1. Yes, FB is trying to pump its share price via advertising in anticipation of the IPO. We should expect advertising higher costs as the public awareness of FB’s income limitations increases.

  2. Even if FB produces only 1B a quarter in revenue or only $5 per user, the costs of running that company are small in practice, and marketing expenses are controllable. It can be a profitable business. The question for investors is, can it be a GROWTH business?

  3. If FB solves mail and search and duplicates the Google advertising tools, it can improve its value to advertisers even if its knowledge of customers is not as thorough as they hope, because customers will prefer less noisy searches to Google’s noisy and dirty searches. This is probably the strategic internal error they are making. They are very likely overvaluing the data about the individual in pursuit of mass advertising dollars instead of accurately valuing the desirability to the user of the interface and the protection from ‘noise’.

FB will not become another Google. Google profits from the fact that its results are BAD. Because its results are bad, it can sell advertising to small business. FB however, can profit from the fact that its search results CAN be GOOD by narrowing acceptable results and narrowing advertising and therefore increasing advertising rates over those of Google. The problem Google has is that it CANNOT ATTRACT TOP BRANDS. The virtue of FB is that it CAN if it creates a walled garden. FB can strategically create a flight to quality for good brands just as Google has created a flight to opportunity for small and weak brands. “FB is television, and Google is the yellow pages.”
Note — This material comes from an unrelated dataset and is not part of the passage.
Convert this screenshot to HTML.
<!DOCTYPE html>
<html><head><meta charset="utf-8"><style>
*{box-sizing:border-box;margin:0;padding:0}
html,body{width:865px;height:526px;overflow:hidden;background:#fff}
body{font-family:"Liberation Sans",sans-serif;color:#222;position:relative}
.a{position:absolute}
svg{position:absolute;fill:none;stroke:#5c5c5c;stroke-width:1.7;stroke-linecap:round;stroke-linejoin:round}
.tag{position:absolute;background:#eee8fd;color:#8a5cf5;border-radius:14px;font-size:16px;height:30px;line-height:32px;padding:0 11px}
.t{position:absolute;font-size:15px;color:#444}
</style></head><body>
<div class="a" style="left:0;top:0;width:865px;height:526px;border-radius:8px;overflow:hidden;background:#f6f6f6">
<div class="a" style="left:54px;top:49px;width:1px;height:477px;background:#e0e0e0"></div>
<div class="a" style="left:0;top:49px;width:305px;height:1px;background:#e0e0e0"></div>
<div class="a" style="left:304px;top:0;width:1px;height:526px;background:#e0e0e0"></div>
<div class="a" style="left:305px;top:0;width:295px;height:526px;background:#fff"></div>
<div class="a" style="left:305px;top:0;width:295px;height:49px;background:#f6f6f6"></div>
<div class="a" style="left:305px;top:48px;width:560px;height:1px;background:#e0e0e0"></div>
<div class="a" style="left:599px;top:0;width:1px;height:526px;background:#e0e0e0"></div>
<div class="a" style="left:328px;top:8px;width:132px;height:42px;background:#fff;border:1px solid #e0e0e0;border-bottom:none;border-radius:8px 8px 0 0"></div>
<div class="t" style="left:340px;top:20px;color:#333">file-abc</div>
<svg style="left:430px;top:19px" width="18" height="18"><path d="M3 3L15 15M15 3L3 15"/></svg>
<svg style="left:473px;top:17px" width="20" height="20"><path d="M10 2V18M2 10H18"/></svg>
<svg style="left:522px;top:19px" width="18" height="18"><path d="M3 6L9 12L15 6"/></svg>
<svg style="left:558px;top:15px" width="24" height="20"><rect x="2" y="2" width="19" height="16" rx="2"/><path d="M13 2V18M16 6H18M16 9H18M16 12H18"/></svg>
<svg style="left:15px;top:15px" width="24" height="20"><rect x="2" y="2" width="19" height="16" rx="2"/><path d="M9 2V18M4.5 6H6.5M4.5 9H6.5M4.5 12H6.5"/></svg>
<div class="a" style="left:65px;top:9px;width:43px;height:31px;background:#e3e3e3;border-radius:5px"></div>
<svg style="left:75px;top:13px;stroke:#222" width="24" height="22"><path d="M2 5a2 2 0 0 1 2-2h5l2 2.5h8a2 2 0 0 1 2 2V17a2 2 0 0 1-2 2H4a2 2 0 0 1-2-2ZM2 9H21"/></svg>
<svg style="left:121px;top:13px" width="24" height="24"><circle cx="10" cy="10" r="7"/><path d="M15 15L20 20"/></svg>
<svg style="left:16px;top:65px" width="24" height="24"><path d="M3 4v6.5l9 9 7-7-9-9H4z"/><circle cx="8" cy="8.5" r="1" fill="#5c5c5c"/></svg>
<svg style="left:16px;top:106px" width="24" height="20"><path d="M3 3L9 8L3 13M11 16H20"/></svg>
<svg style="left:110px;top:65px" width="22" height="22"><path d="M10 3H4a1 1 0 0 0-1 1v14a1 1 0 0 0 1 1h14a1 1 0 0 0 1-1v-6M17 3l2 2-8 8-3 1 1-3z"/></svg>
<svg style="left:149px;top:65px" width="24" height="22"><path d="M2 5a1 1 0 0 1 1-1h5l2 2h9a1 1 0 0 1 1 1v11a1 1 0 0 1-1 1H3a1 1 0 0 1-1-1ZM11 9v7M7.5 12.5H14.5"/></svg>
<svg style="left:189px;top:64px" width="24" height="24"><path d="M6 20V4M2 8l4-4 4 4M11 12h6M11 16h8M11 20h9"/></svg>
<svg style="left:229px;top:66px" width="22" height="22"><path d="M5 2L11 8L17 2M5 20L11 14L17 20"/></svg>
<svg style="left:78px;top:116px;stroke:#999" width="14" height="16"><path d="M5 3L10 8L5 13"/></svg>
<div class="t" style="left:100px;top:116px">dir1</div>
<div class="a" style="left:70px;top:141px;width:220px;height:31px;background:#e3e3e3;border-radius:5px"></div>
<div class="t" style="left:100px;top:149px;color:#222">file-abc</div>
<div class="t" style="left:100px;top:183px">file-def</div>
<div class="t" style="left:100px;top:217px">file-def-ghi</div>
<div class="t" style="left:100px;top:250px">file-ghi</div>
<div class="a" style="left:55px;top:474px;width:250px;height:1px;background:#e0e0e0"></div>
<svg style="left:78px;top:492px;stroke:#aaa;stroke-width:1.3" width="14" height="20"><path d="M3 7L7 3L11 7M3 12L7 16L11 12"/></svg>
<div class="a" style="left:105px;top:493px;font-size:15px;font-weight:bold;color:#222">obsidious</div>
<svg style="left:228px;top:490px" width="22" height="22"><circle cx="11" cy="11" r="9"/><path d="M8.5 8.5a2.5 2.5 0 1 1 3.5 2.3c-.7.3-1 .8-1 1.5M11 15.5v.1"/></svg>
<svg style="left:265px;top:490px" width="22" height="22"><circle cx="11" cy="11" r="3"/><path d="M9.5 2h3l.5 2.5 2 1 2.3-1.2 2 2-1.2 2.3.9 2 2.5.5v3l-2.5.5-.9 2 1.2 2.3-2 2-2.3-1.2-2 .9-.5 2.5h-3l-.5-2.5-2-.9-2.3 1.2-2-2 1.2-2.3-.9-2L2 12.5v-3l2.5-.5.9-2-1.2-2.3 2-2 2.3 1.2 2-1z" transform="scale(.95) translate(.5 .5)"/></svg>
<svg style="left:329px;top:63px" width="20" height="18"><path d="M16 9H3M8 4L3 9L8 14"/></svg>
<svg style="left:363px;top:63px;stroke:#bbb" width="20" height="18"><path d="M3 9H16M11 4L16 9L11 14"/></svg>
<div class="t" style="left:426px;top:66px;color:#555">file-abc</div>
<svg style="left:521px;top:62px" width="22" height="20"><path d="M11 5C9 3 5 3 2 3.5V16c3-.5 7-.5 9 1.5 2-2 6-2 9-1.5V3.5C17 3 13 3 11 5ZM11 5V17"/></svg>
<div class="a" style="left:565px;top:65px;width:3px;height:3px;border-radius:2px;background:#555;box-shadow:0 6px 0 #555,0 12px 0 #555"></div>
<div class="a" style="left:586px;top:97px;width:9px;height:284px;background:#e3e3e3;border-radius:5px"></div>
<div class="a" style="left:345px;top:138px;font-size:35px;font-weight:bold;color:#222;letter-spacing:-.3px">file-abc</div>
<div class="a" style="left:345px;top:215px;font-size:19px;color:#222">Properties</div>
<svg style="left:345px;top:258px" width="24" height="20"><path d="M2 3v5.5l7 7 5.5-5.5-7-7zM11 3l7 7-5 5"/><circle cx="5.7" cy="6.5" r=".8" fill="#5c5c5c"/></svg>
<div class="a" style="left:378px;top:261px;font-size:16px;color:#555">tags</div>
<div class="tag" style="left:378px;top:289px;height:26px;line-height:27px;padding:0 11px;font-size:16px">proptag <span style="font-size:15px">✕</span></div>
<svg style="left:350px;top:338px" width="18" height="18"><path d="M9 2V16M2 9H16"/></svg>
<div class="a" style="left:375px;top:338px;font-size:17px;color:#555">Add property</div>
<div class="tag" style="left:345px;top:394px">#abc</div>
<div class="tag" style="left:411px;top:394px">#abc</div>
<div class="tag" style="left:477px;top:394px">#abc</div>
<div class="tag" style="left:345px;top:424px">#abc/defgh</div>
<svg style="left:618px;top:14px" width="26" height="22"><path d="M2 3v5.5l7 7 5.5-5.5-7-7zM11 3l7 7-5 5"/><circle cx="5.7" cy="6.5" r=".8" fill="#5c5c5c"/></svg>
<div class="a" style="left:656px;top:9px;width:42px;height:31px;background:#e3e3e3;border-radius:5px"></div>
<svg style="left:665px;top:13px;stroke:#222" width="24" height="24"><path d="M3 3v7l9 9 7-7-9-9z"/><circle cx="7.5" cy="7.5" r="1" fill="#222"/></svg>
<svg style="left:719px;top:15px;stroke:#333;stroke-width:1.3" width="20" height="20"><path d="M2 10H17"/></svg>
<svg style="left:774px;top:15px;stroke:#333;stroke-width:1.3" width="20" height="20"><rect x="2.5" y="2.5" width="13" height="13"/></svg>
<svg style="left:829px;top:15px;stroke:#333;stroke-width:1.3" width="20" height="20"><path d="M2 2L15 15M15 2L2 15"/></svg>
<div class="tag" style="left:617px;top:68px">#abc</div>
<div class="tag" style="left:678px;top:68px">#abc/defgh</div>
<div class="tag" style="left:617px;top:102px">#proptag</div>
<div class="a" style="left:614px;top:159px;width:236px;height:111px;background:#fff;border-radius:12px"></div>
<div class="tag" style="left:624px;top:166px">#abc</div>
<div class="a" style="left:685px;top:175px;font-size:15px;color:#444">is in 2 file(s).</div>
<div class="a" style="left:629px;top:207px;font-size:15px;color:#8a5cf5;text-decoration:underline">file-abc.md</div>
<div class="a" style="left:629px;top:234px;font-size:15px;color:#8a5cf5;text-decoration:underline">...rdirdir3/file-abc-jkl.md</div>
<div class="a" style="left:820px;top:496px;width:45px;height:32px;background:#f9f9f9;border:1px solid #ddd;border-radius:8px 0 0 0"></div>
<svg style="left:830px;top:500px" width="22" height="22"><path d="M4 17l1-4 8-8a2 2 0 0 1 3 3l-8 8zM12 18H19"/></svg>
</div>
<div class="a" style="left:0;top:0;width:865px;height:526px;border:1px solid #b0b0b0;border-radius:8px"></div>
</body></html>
  1. THE QUESTION FOR INVESTORS THEN is whether FB will pursue the short term trend, and continue to overvalue customer information — which looks bad but may not indicate anything other than an issue of timing — or whether FB will pursue the long term opportunity, of creating a less cluttered garden on the internet which converts their perceived weakness into a strength that is both desirable for users, consumers and for brands, and one which can rival google’s revenue, but rival it with UPMARKET revenue. The important point here, is that investors can INFLUENCE THAT STRATEGIC DIRECTION.

I have no idea whether this strategy is commonly understood inside the company or without. But as one of the few people who has built a large scale technology and marketing company (Top 25 Digital Agency), and who has worked with other strategic Fortune 100 technology leaders to try to solve this problem, the business opportunity is obvious to me since Google’s challenge at attracting top brands due to its all-encompassing aspirations is legion. Google helps small business. FB can help large brands. And advertising large brands requires a bit of a garden. And FB has it. But the client interface for that business model is not Google’s. It’s more intimate. It has to be.

That is what I suspect FB’s strategic error is: they’re looking in the wrong direction. That direction can be fixed however. And investors should invest in the OPPORTUNITY to create that wealth even if FB’s numbers look depressed because of timing.